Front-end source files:
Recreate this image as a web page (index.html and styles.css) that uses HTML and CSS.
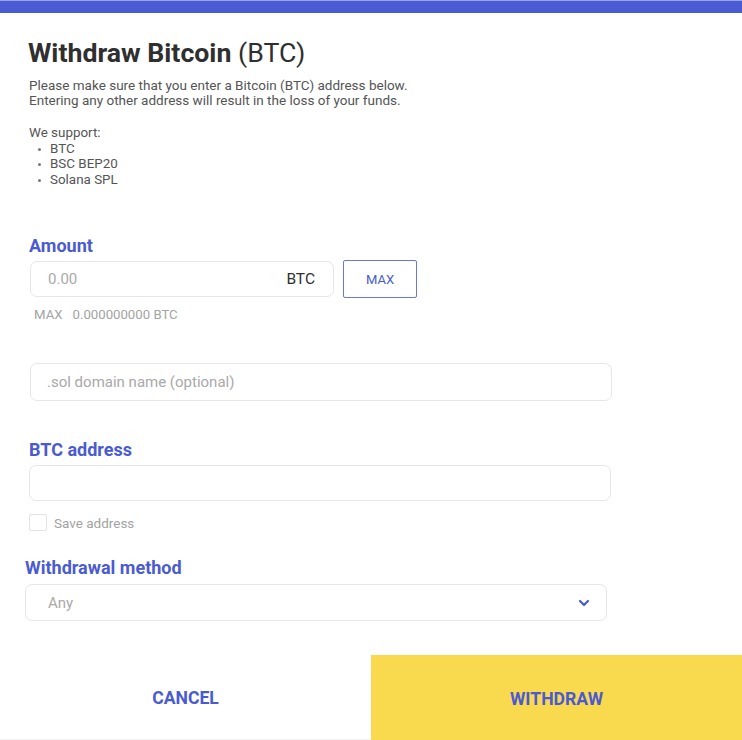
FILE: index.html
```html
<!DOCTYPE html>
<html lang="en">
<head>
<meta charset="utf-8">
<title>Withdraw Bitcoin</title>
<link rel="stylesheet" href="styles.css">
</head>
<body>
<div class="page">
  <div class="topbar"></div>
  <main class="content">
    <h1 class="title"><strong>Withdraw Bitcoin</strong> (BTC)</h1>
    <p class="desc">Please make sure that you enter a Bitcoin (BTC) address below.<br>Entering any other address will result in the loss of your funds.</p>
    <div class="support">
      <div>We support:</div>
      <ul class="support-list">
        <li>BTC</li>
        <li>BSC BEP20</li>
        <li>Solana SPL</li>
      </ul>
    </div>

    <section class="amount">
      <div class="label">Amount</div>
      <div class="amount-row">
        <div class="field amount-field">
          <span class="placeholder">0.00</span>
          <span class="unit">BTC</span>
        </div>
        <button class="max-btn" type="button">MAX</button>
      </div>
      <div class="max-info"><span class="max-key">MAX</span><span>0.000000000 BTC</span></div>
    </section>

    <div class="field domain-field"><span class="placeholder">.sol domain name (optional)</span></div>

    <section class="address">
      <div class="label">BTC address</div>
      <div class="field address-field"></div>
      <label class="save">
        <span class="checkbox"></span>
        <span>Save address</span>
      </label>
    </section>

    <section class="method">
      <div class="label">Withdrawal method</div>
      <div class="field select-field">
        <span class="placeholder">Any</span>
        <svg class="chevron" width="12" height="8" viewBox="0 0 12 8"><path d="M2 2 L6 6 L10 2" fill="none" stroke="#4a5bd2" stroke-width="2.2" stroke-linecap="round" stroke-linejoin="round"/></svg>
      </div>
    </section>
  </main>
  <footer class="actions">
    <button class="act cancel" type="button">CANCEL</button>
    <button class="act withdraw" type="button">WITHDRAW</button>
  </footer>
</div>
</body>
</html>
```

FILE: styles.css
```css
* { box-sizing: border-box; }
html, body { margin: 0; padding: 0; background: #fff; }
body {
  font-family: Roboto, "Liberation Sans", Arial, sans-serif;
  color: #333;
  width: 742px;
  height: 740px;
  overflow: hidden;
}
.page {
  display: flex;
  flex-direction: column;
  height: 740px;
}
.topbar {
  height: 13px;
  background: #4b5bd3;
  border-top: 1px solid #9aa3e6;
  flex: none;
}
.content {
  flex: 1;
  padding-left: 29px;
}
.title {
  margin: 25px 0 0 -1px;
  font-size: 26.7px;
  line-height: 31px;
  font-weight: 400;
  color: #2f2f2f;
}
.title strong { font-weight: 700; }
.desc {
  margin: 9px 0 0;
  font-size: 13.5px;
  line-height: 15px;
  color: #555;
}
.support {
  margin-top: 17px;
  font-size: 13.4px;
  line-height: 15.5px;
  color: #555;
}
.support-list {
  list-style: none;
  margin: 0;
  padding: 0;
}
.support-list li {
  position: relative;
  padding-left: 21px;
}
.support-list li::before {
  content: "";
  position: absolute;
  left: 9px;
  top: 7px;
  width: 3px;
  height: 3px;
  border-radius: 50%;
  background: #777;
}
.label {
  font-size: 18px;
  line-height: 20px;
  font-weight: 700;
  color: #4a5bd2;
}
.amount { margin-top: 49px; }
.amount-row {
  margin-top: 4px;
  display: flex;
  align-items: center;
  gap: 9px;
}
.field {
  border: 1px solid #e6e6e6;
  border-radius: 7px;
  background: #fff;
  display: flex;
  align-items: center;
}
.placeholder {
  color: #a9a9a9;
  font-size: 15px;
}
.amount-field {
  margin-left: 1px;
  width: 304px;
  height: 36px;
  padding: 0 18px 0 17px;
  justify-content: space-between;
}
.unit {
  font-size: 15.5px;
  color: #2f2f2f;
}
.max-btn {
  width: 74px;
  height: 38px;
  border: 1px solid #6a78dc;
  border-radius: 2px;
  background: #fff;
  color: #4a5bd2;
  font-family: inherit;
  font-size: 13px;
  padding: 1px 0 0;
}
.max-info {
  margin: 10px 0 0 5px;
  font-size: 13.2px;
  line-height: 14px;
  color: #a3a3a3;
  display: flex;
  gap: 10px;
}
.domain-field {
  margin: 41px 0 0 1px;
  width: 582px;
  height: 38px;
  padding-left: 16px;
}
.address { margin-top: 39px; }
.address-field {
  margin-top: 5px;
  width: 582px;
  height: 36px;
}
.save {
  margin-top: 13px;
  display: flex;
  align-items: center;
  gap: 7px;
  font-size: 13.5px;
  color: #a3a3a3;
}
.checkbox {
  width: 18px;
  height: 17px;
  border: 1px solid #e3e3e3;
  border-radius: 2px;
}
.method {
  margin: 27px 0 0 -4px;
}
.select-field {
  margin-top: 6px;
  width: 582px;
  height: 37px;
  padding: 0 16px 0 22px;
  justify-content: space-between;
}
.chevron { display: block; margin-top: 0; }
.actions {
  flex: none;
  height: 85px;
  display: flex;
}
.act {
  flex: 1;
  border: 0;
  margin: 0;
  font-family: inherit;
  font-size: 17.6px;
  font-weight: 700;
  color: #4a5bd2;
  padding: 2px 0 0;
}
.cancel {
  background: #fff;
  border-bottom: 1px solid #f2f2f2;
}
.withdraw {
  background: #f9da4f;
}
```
==
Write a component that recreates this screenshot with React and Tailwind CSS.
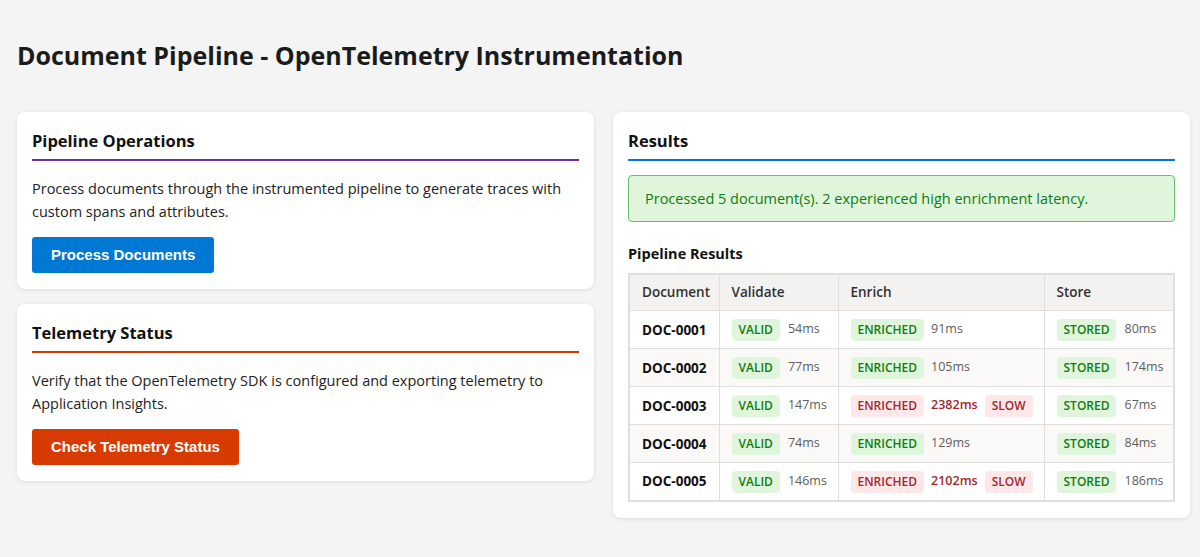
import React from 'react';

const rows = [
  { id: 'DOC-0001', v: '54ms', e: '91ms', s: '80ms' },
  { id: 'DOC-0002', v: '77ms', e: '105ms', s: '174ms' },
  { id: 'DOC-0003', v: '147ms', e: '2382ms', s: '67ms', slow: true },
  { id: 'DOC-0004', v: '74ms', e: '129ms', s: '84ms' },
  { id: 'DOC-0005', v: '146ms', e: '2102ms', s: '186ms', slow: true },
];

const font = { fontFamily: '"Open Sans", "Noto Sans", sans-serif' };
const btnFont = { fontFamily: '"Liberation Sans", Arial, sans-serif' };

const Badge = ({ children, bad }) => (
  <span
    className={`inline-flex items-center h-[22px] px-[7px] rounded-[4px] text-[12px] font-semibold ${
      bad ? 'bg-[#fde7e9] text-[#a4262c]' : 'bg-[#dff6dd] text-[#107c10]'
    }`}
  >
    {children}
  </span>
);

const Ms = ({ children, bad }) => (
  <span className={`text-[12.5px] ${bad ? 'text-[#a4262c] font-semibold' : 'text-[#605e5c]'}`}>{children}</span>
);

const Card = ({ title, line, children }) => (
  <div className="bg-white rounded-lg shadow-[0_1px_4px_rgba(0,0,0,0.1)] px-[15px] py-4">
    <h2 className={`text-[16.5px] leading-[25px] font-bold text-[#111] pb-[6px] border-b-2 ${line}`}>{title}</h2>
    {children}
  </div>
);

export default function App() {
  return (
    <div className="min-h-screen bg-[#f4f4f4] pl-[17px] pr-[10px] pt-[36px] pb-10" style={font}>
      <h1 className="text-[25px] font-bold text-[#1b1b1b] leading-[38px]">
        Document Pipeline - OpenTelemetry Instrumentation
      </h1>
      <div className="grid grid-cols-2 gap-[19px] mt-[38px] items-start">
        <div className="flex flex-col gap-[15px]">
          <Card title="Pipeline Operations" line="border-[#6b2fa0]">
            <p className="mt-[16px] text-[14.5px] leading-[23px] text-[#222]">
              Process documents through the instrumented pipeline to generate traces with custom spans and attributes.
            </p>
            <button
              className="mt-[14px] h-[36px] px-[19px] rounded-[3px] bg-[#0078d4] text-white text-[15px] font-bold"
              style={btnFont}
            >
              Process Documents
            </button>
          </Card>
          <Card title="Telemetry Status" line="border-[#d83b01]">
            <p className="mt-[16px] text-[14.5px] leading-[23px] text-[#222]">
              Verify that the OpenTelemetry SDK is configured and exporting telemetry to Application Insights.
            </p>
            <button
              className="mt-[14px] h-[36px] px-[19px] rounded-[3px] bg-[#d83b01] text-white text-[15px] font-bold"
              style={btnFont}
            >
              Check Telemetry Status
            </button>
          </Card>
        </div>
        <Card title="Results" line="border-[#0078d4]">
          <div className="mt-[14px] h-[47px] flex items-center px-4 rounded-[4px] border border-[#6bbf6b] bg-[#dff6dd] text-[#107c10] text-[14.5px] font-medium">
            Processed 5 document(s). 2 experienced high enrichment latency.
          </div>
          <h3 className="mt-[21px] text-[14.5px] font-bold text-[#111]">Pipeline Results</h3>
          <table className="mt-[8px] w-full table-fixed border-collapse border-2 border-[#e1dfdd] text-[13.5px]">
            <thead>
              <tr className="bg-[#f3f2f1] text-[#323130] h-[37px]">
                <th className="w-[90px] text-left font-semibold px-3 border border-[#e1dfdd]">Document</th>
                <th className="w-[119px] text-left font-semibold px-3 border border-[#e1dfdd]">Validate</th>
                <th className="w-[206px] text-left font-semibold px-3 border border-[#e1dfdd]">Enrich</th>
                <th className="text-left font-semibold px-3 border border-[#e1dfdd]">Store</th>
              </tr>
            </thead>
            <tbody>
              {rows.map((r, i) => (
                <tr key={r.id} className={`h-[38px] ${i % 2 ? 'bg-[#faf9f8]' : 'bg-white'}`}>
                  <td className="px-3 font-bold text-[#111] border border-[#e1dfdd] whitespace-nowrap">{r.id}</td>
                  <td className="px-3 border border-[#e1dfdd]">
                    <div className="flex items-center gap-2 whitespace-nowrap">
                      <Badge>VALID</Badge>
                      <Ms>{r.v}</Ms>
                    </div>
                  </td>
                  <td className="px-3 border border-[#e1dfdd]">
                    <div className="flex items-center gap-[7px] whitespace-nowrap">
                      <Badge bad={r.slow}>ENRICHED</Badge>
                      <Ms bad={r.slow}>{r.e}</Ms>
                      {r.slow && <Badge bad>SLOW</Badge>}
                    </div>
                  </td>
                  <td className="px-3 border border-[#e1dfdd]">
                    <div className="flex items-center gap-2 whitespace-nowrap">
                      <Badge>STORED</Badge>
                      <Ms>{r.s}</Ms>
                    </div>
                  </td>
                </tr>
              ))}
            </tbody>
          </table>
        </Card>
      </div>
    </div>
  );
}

Task details: Leaving out the pictures, extract the stretch from the line holding "Write a component" through the line holding "import React from 'react';", word for word.

Task solution:
Write a component that recreates this screenshot with React and Tailwind CSS.
import React from 'react';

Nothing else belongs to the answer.